Sadly, that confidence (if it even appears) will extract a heavy price. The humanities are being driven to extinction by a ruthless pragmatism, by the academy’s marriage of the corporate business model with advocacy teaching, and by a denial of the literary experience altogether. Professor John Ellis recently wrote:
There was a time when “save the humanities” would have been an appropriate cry, but that was years ago, when they were being dismantled in one department after another and replaced with the intellectual triviality and sheer boredom of endlessly repetitive Marxist identity politics, as cowardly administrators looked on and did nothing. The poverty of intellectual content was masked by an elaborate jargon, but that only made things worse: the remade programs became the laughing stock of their campuses. But now the day of reckoning has arrived. Enrollments have collapsed, to the point where the smaller departments face extinction. Those enrollments are sinking not because students don’t value the humanities, but because they do.

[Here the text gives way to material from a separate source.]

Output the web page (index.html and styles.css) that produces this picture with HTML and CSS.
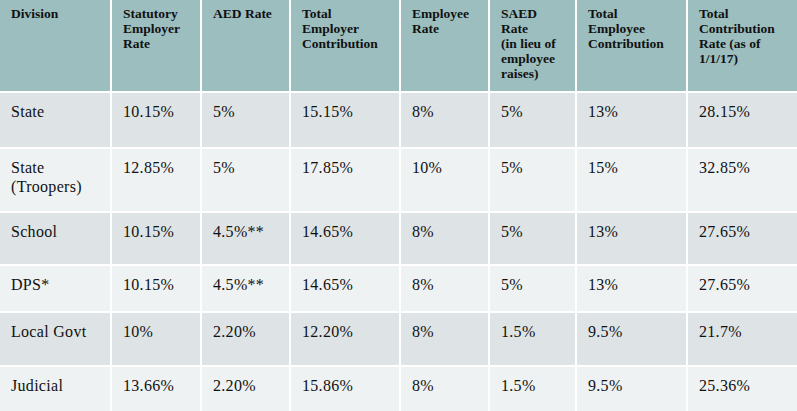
FILE: index.html
```html
<!DOCTYPE html>
<html>
<head>
<meta charset="utf-8">
<link rel="stylesheet" href="styles.css">
</head>
<body>
<div class="table">
  <div class="cell head">Division</div>
  <div class="cell head">Statutory Employer Rate</div>
  <div class="cell head">AED Rate</div>
  <div class="cell head">Total Employer Contribution</div>
  <div class="cell head">Employee Rate</div>
  <div class="cell head">SAED<br>Rate<br>(in lieu of employee raises)</div>
  <div class="cell head">Total Employee Contribution</div>
  <div class="cell head">Total Contribution Rate (as of 1/1/17)</div>

  <div class="cell odd">State</div>
  <div class="cell odd">10.15%</div>
  <div class="cell odd">5%</div>
  <div class="cell odd">15.15%</div>
  <div class="cell odd">8%</div>
  <div class="cell odd">5%</div>
  <div class="cell odd">13%</div>
  <div class="cell odd">28.15%</div>

  <div class="cell even">State (Troopers)</div>
  <div class="cell even">12.85%</div>
  <div class="cell even">5%</div>
  <div class="cell even">17.85%</div>
  <div class="cell even">10%</div>
  <div class="cell even">5%</div>
  <div class="cell even">15%</div>
  <div class="cell even">32.85%</div>

  <div class="cell odd">School</div>
  <div class="cell odd">10.15%</div>
  <div class="cell odd">4.5%**</div>
  <div class="cell odd">14.65%</div>
  <div class="cell odd">8%</div>
  <div class="cell odd">5%</div>
  <div class="cell odd">13%</div>
  <div class="cell odd">27.65%</div>

  <div class="cell even">DPS*</div>
  <div class="cell even">10.15%</div>
  <div class="cell even">4.5%**</div>
  <div class="cell even">14.65%</div>
  <div class="cell even">8%</div>
  <div class="cell even">5%</div>
  <div class="cell even">13%</div>
  <div class="cell even">27.65%</div>

  <div class="cell odd">Local Govt</div>
  <div class="cell odd">10%</div>
  <div class="cell odd">2.20%</div>
  <div class="cell odd">12.20%</div>
  <div class="cell odd">8%</div>
  <div class="cell odd">1.5%</div>
  <div class="cell odd">9.5%</div>
  <div class="cell odd">21.7%</div>

  <div class="cell even">Judicial</div>
  <div class="cell even">13.66%</div>
  <div class="cell even">2.20%</div>
  <div class="cell even">15.86%</div>
  <div class="cell even">8%</div>
  <div class="cell even">1.5%</div>
  <div class="cell even">9.5%</div>
  <div class="cell even">25.36%</div>
</div>
</body>
</html>
```
FILE: styles.css
```css
html, body {
  margin: 0;
  padding: 0;
  background: #ffffff;
}

body {
  width: 797px;
  height: 411px;
  overflow: hidden;
}

.table {
  display: grid;
  grid-template-columns: 110px 88px 87px 108px 87px 85px 109px 109px;
  grid-template-rows: 91px 54px 62px 51px 45px 52px 50px;
  column-gap: 2px;
  row-gap: 2px;
  width: 797px;
  background: #ffffff;
  font-family: "Liberation Serif", "Tinos", "DejaVu Serif", "Times New Roman", serif;
  color: #111111;
}

.cell {
  padding: 9px 12px 0 11px;
  font-size: 16px;
  line-height: 19px;
  letter-spacing: 0.3px;
}

.head {
  background: #9cbebf;
  font-weight: bold;
  font-size: 13.5px;
  line-height: 15px;
  letter-spacing: 0;
  padding-top: 6px;
  color: #111111;
}

.odd {
  background: #dee4e6;
}

.even {
  background: #eef2f3;
}
```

Ellis nails it. Many students do still want what literature does—enchantment, beauty, refuge, enlargement, thralldom—but they can’t find it anymore in most college literature classes. Yet given the chance, Cara had been so exalted by reading literature as literature that she made a profound commitment to it by inscribing Kafka’s beguiling ambiguity, in her own hand, on her own flesh.
We hear talk of a higher education “bubble,” student loans, and worthless degrees, but the loss of the formative encounter with vital texts may be the biggest rip-off of all. The poet John Haines wrote that “the world is dominated by machines and their products, things which looked at objectively are incapable of self-sustained life and of passion. In any valid sense, the world most modern people live in is dead.”
I don’t believe students want to live in the dead world of screens, apps, and Facebook. Given the chance, they are drawn to the life of the mind. Running a Great Books program at a community college, I have again and again encountered students (including some who already have their BA degrees) angry at not having had the opportunity to experience deep reading of great books in their previous education.
Walking across the dark, deserted Princeton campus, I realized that the humanities will survive only if the students themselves demand it. It will take an army of Caras and Youjins, defying conventional wisdom and the academy’s bleak, inhuman instrumentalism. Given the chance, they will choose The Word because The Word gives life.
As Kafka said, “Life’s splendor forever lies in wait about each one of us in all its fullness, but veiled from view, deep down, invisible, far off. It is there, though, not hostile, not reluctant, not deaf. If you summon it by the right word, by its right name, it will come.”